Rent Seeking reviews each of the contributions for which Professor Tullock is famous, including his basic insight, the cost of transfers, competition for aid, the political market in rent seeking, efficient rent seeking, the transitional gains trap, and the cost of rent seeking, and shows how these insights have triggered a burgeoning research literature. Gordon Tullock skilfully draws out the dangerous implications of rent seeking behavior for private property rights. In characteristic fashion, he returns to his path-breaking work on the economic theory of constitutions in search of novel ways to secure the right to life, liberty and property through a reinforced constitutional republic. Both for the specialist scholar and for the new initiate, this is a great instructive essay.

David N. Laband, Auburn University.
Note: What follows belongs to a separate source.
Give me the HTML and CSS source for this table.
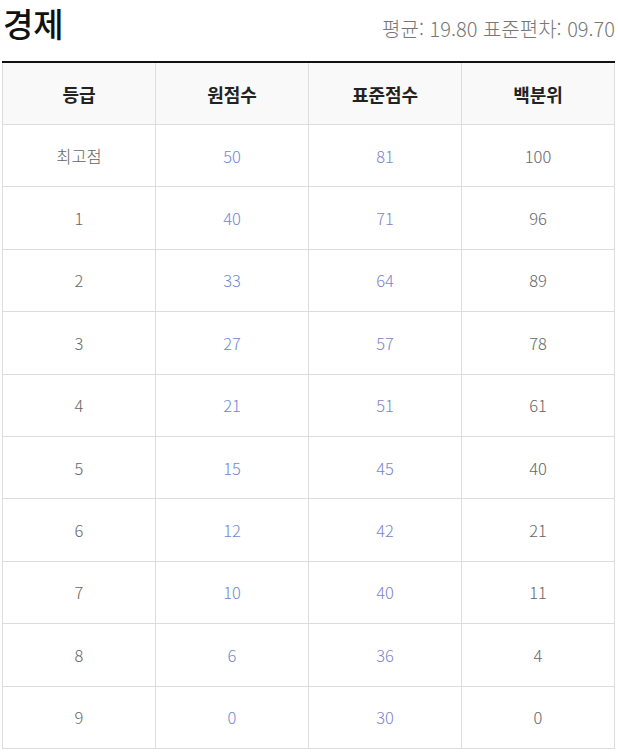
FILE: index.html
```html
<!DOCTYPE html>
<html lang="ko">
<head>
<meta charset="utf-8">
<link rel="stylesheet" href="styles.css">
</head>
<body>
<div class="wrap">
  <div class="head">
    <h2 class="title">경제</h2>
    <div class="stats">평균: 19.80 표준편차: 09.70</div>
  </div>
  <table class="grade">
    <thead>
      <tr><th>등급</th><th>원점수</th><th>표준점수</th><th>백분위</th></tr>
    </thead>
    <tbody>
      <tr><td>최고점</td><td class="raw">50</td><td class="std">81</td><td>100</td></tr>
      <tr><td>1</td><td class="raw">40</td><td class="std">71</td><td>96</td></tr>
      <tr><td>2</td><td class="raw">33</td><td class="std">64</td><td>89</td></tr>
      <tr><td>3</td><td class="raw">27</td><td class="std">57</td><td>78</td></tr>
      <tr><td>4</td><td class="raw">21</td><td class="std">51</td><td>61</td></tr>
      <tr><td>5</td><td class="raw">15</td><td class="std">45</td><td>40</td></tr>
      <tr><td>6</td><td class="raw">12</td><td class="std">42</td><td>21</td></tr>
      <tr><td>7</td><td class="raw">10</td><td class="std">40</td><td>11</td></tr>
      <tr><td>8</td><td class="raw">6</td><td class="std">36</td><td>4</td></tr>
      <tr><td>9</td><td class="raw">0</td><td class="std">30</td><td>0</td></tr>
    </tbody>
  </table>
</div>
</body>
</html>
```

FILE: styles.css
```css
html, body {
  margin: 0;
  padding: 0;
  background: #fff;
}
body {
  font-family: "Noto Sans CJK KR", "Noto Sans", sans-serif;
  color: #666;
}
.wrap {
  padding: 0 3px 0 2px;
}
.head {
  display: flex;
  justify-content: space-between;
  align-items: flex-start;
  height: 61px;
}
.title {
  margin: 0;
  font-size: 33px;
  font-weight: 500;
  color: #111;
  line-height: 46px;
  padding-left: 1px;
}
.stats {
  margin-top: 14px;
  font-size: 20px;
  font-weight: 300;
  color: #777;
  line-height: 30px;
}
.grade {
  width: 100%;
  border-collapse: collapse;
  table-layout: fixed;
}
.grade th, .grade td {
  border: 1px solid #ddd;
  text-align: center;
  padding: 0;
}
.grade th {
  height: 61px;
  background: #f9f9f9;
  font-size: 18px;
  font-weight: 700;
  color: #222;
}
.grade thead th {
  border-top: 2px solid #111;
}
.grade td {
  height: 61.4px;
  font-size: 16.5px;
  font-weight: 300;
  color: #666;
}
.grade td.raw {
  color: #6f88d8;
}
.grade td.std {
  color: #7d84cc;
}
```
Journal of Economic Literature, Vol. XXXIII, 835-836 (June 1995)
"By way of illustrating the economic costs of the Faustian bargain implied by the relinquishment of individual liberty in favor of a central authority that is granted power to secure private property rights, Gordon Tullock offers a thorough, concise review of the literature on rent seeking."

David Schap, College of Holy Cross, Public Choice, 82: 193-196 (March 1995)
"Tullock's chapter, Rent Seeking can be variously described as wide-ranging; at times idiosyncratic, polemic, and inconsistent; yet always engaging, learned, and insightful - in short, quintessentially Tullockian!"